The death chamber of the new lethal injection facility at San Quentin State Prison in San Quentin, Calif., Sept. 21, 2010.
The death chamber of the new lethal injection facility at San Quentin State Prison in San Quentin, Calif., Sept. 21, 2010.

The number of executions in the United States has dropped to its lowest level since 1991, according to a study by the Death Penalty Information Center.

As of Dec. 15, 28 death row inmates were executed in the U.S., said the non-profit DPIC, which says it tracks data about capital punishment but does not take a position on the issue. In a news release, the DPIC noted that “the use of the death penalty in the U.S. declined by virtually every measure" this year.

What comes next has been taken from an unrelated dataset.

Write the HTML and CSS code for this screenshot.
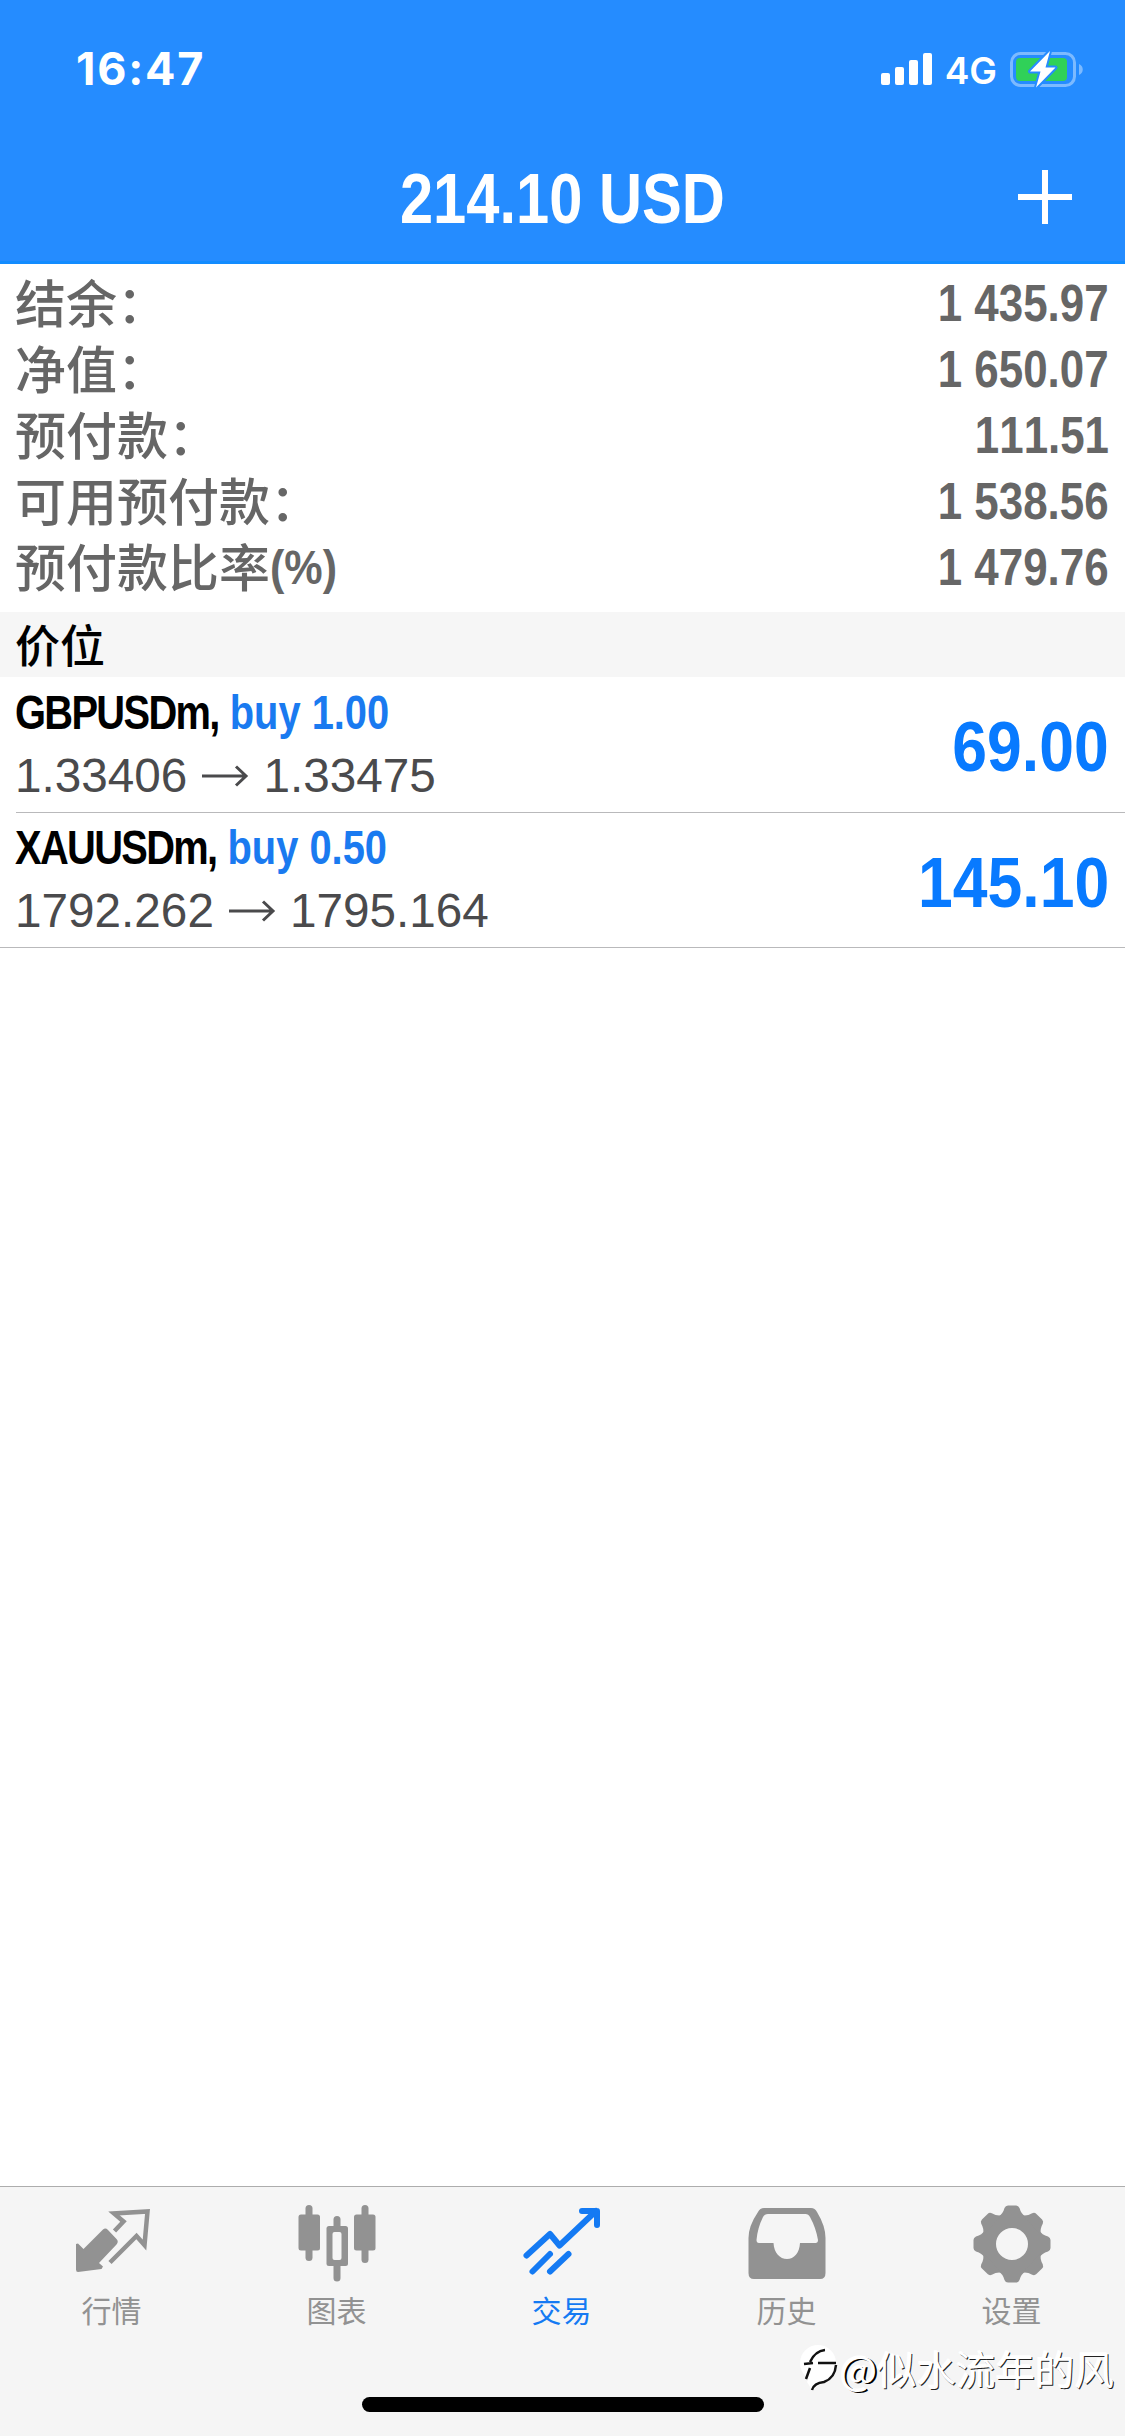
FILE: index.html
```
<!DOCTYPE html>
<html lang="zh-CN">
<head>
  <meta charset="utf-8">
  <meta name="viewport" content="width=device-width, initial-scale=1">
  <title>交易</title>
  <link rel="stylesheet" href="styles.css">
</head>
<body>

  <header class="header">
    <div class="status">
      <span class="time">16:47</span>
      <svg class="signal" width="51" height="32" viewBox="0 0 51 32" fill="#fff">
        <rect x="0" y="20" width="9" height="12" rx="2"/>
        <rect x="14" y="14" width="9" height="18" rx="2"/>
        <rect x="28" y="7" width="9" height="25" rx="2"/>
        <rect x="42" y="0" width="9" height="32" rx="2"/>
      </svg>
      <span class="network">4G</span>
      <svg class="battery" width="74" height="38" viewBox="0 0 74 38">
        <rect x="1.5" y="3.5" width="63" height="32" rx="9" fill="none" stroke="#7cbaff" stroke-width="3"/>
        <path d="M69 14c5 2 5 9 0 11z" fill="#7cbaff"/>
        <rect x="6" y="8" width="51" height="23" rx="4" fill="#30d158"/>
        <path d="M40 1L20 21.500h10.500L26 37.500 45.500 17.500H35.500z" fill="#fff" stroke="#258cff" stroke-width="4" paint-order="stroke" stroke-linejoin="round"/>
      </svg>
    </div>
    <div class="nav">
      <h1 class="title narrow">214.10 USD</h1>
      <svg class="add" width="54" height="54" viewBox="0 0 54 54" stroke="#fff" stroke-width="6">
        <path d="M27 0v54M0 27h54"/>
      </svg>
    </div>
  </header>

  <dl class="account">
    <div class="row"><dt>结余：</dt><dd class="narrow">1 435.97</dd></div>
    <div class="row"><dt>净值：</dt><dd class="narrow">1 650.07</dd></div>
    <div class="row"><dt>预付款：</dt><dd class="narrow">111.51</dd></div>
    <div class="row"><dt>可用预付款：</dt><dd class="narrow">1 538.56</dd></div>
    <div class="row"><dt>预付款比率<span class="percent narrow">(%)</span></dt><dd class="narrow">1 479.76</dd></div>
  </dl>

  <h2 class="section">价位</h2>

  <ul class="positions">
    <li class="position">
      <div class="order">
        <p class="symbol narrow"><span class="name">GBPUSDm,</span> <span class="buy">buy 1.00</span></p>
        <p class="prices">1.33406
          <svg class="arrow" width="46" height="22" viewBox="0 0 46 22"><path d="M0 11h44M34 1.500l10 9.500-10 9.500"/></svg>
          1.33475</p>
      </div>
      <span class="profit narrow">69.00</span>
    </li>
    <li class="position">
      <div class="order">
        <p class="symbol narrow"><span class="name">XAUUSDm,</span> <span class="buy">buy 0.50</span></p>
        <p class="prices">1792.262
          <svg class="arrow" width="46" height="22" viewBox="0 0 46 22"><path d="M0 11h44M34 1.500l10 9.500-10 9.500"/></svg>
          1795.164</p>
      </div>
      <span class="profit narrow">145.10</span>
    </li>
  </ul>

  <footer class="footer">
    <nav class="tabs">
      <a class="tab">
        <svg width="80" height="80" viewBox="0 0 80 80">
          <path d="M31 23.500Q33.500 21.500 36 24L44.500 33Q47 35.500 44.500 38.500L27 57 31 60.500 29.500 63 6 66Q4 66 4 63.500V38L6 37.500 11.500 43z" fill="currentColor"/>
          <path d="M42.500 25L51.500 15.500 42 7.500 75.500 5.500 72.500 39 64.500 30 38 56.500" fill="none" stroke="currentColor" stroke-width="4.500"/>
        </svg>
        行情
      </a>
      <a class="tab">
        <svg width="80" height="80" viewBox="0 0 80 80" fill="currentColor">
          <rect x="8.500" y="-1" width="7" height="56" rx="3.500"/>
          <rect x="1.500" y="8.500" width="21.500" height="36" rx="2.500"/>
          <rect x="64.500" y="-1" width="7" height="58" rx="3.500"/>
          <rect x="57" y="8.500" width="21.500" height="36" rx="2.500"/>
          <rect x="36.500" y="10" width="7" height="65.500" rx="3.500"/>
          <rect x="29.500" y="20" width="21.500" height="40" rx="2.500"/>
          <rect x="35.500" y="26" width="9" height="28" rx="2" fill="#f5f5f5"/>
        </svg>
        图表
      </a>
      <a class="tab active">
        <svg width="80" height="80" viewBox="0 0 80 80" fill="none" stroke="currentColor" stroke-width="6" stroke-linecap="round" stroke-linejoin="round">
          <path d="M4.500 49.500L28 28 37.500 39.500 74 5M60 5H75V19M10.500 65.500L28 48M28 65.500L46.500 48"/>
        </svg>
        交易
      </a>
      <a class="tab">
        <svg width="80" height="80" viewBox="0 0 80 80" fill="currentColor" fill-rule="evenodd">
          <path d="M17 2H64Q68 2 70 6 78.500 20 78.500 32V67Q78.500 73 73 73H7Q1.500 73 1.500 67V32Q1.500 20 11 6 13 2 17 2zM21 8Q17.500 8 16 11 10.500 22 9.500 34 9.500 37 12 37H26.500C27 47 33 53 40 53S52.500 47 53 37H68.500Q71 37 71 34 69 22 63 11 61.500 8 58.500 8z"/>
        </svg>
        历史
      </a>
      <a class="tab">
        <svg width="80" height="80" viewBox="-40 -40 80 80" fill="currentColor">
          <g transform="translate(0 -2)">
            <circle r="23" fill="none" stroke="currentColor" stroke-width="14"/>
            <g id="teeth">
              <path id="tooth" d="M-14-27Q-9-30-7.500-36-6.500-38.500-4-38.500H4Q6.500-38.500 7.500-36 9-30 14-27z"/>
              <use href="#tooth" transform="rotate(45)"/>
              <use href="#tooth" transform="rotate(90)"/>
              <use href="#tooth" transform="rotate(135)"/>
            </g>
            <use href="#teeth" transform="rotate(180)"/>
          </g>
        </svg>
        设置
      </a>
    </nav>
    <div class="home-bar"></div>
    <div class="watermark">
      <svg width="40" height="48" viewBox="0 0 40 48">
        <circle cx="18" cy="19" r="18" fill="#fff"/>
        <path d="M14 24L7 38 12 46 24 38z" fill="#fff"/>
        <path d="M6 35L10 24M10 18Q15 7 25 6M4 20L13 19M18 19H36M36 21Q35 34 24 38 14 39 12 46" fill="none" stroke="#111" stroke-width="2.500"/>
      </svg>
      <span><span class="at">@</span>似水流年的风</span>
    </div>
  </footer>

</body>
</html>
```
FILE: styles.css
```
* {
  box-sizing: border-box;
  margin: 0;
  padding: 0;
}
body {
  display: flex;
  flex-direction: column;
  height: 2436px;
  background: #fff;
  font-family: 'Liberation Sans', 'Noto Sans CJK SC', sans-serif;
  font-kerning: none;
  overflow: hidden;
}
svg {
  display: block;
  flex: none;
  overflow: visible;
}
ul {
  list-style: none;
}

/* condensed bold, squeezed from the regular width */
.narrow {
  font-family: 'Liberation Sans', sans-serif;
  font-weight: bold;
  white-space: nowrap;
  transform: scaleX(.86);
  transform-origin: 100% 50%;
}

/* header */
.header {
  height: 264px;
  color: #fff;
  background: #258cff;
  border-bottom: 3px solid #128cff;
}
.status {
  display: flex;
  align-items: center;
  height: 138px;
  padding: 0 41px 0 76px;
}
.time {
  flex: 1;
  font: 700 45px/54px Inter, sans-serif;
  letter-spacing: 1.8px;
}
.network {
  margin: 3px 13px 0 13px;
  font: 600 37px/44px Inter, sans-serif;
}
.nav {
  display: grid;
  grid-template-columns: 1fr auto 1fr;
  align-items: center;
  height: 122px;
  padding: 0 53px;
}
.title {
  grid-column: 2;
  font-size: 71px;
  line-height: 80px;
  transform: scaleX(.84);
  transform-origin: 50% 50%;
}
.add {
  justify-self: end;
  margin-bottom: 5px;
}

/* account summary */
.account {
  height: 348px;
  padding: 4px 16px 0;
  color: #666;
}
.row {
  display: flex;
  justify-content: space-between;
  height: 66px;
  font-size: 51px;
  line-height: 66px;
}
.row dt {
  margin-left: -1px;
  font-family: 'Noto Sans CJK SC', sans-serif;
  font-weight: 500;
}
.row dd {
  padding-top: 3px;
}
.percent {
  display: inline-block;
  font-size: 49px;
  line-height: 50px;
  vertical-align: 3px;
  transform: scaleX(.88);
  transform-origin: 0 50%;
}
.section {
  height: 65px;
  padding-left: 15px;
  background: #f6f6f6;
  font: 500 45px/63px 'Noto Sans CJK SC', sans-serif;
}

/* open positions */
.positions {
  border-bottom: 1px solid #b9b9bb;
}
.position {
  display: flex;
  justify-content: space-between;
  align-items: center;
  height: 135px;
  margin-left: 16px;
  padding-right: 16px;
}
.position + .position {
  border-top: 1px solid #b9b9bb;
}
.symbol {
  margin-left: -1px;
  font-size: 48px;
  line-height: 62px;
  transform: scaleX(.83);
  transform-origin: 0 50%;
}
.name {
  letter-spacing: -2px;
}
.buy {
  color: #1a7af0;
}
.prices {
  display: flex;
  align-items: center;
  gap: 15px;
  margin-left: -1px;
  color: #4a4a4c;
  font-size: 47.7px;
  line-height: 64px;
}
.arrow {
  fill: none;
  stroke: #4a4a4c;
  stroke-width: 3;
}
.profit {
  padding-top: 4px;
  color: #087aff;
  font-size: 71px;
  transform: scaleX(.88);
}

/* tab bar */
.footer {
  position: relative;
  height: 250px;
  margin-top: auto;
  border-top: 1px solid #adadad;
  background: #f5f5f5;
}
.tabs {
  display: grid;
  grid-template-columns: repeat(5, 225px);
  padding-top: 19px;
  margin-left: -1px;
}
.tab {
  display: flex;
  flex-direction: column;
  align-items: center;
  color: #929292;
  font: 30px/47px 'Noto Sans CJK SC', sans-serif;
}
.tab.active {
  color: #147af3;
}
.home-bar {
  width: 402px;
  height: 15px;
  margin: 64px auto 0;
  border-radius: 8px;
  background: #000;
}
.watermark {
  position: absolute;
  right: 11px;
  bottom: 40px;
  display: flex;
  align-items: center;
  color: #fff;
  font: 39.5px/56px 'Noto Sans CJK SC', sans-serif;
  text-shadow: 1px 1px 0 #222, -1px -1px 0 #fff;
}
.at {
  text-shadow: 2px 1px 0 #000, -1px -1px 0 #fff;
}
```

“The use of the death penalty is becoming increasingly rare and increasingly isolated in the United States. These are not just annual blips in statistics, but reflect a broad change in attitudes about capital punishment across the country,” said Robert Dunham, DPIC’s executive director.

The organization said that to date, 14 states and the federal government have imposed 49 new death sentences, marking a 33 percent drop from last year and “the lowest number since the early 1970's when the death penalty was halted by the U.S. Supreme Court.”

This year, only six states went through with executions, the lowest number in 27 years, the report said. Most of those were clustered in Texas, with 13 executions, Missouri, with six and Georgia with five.

One county, Riverside, California, imposed 16 percent of all death sentences in 2015, the report said. That was in line with a trend that saw nearly two of three death sentences from “the same 2 percent of U.S. counties that are responsible for more than half of all death sentenced inmates nationwide.”

In total, executions in 2015 have declined 20 percent from last year’s total of 35.

The report also noted that six death row inmates were exonerated this year, bringing to 156 the number who have been exonerated since 1973.

DPIC also noted that two-thirds of the 28 people executed in the U.S. “exhibited symptoms of severe mental illness, intellectual disability, the debilitating effects of extreme trauma and abuse, or some combination of the three.”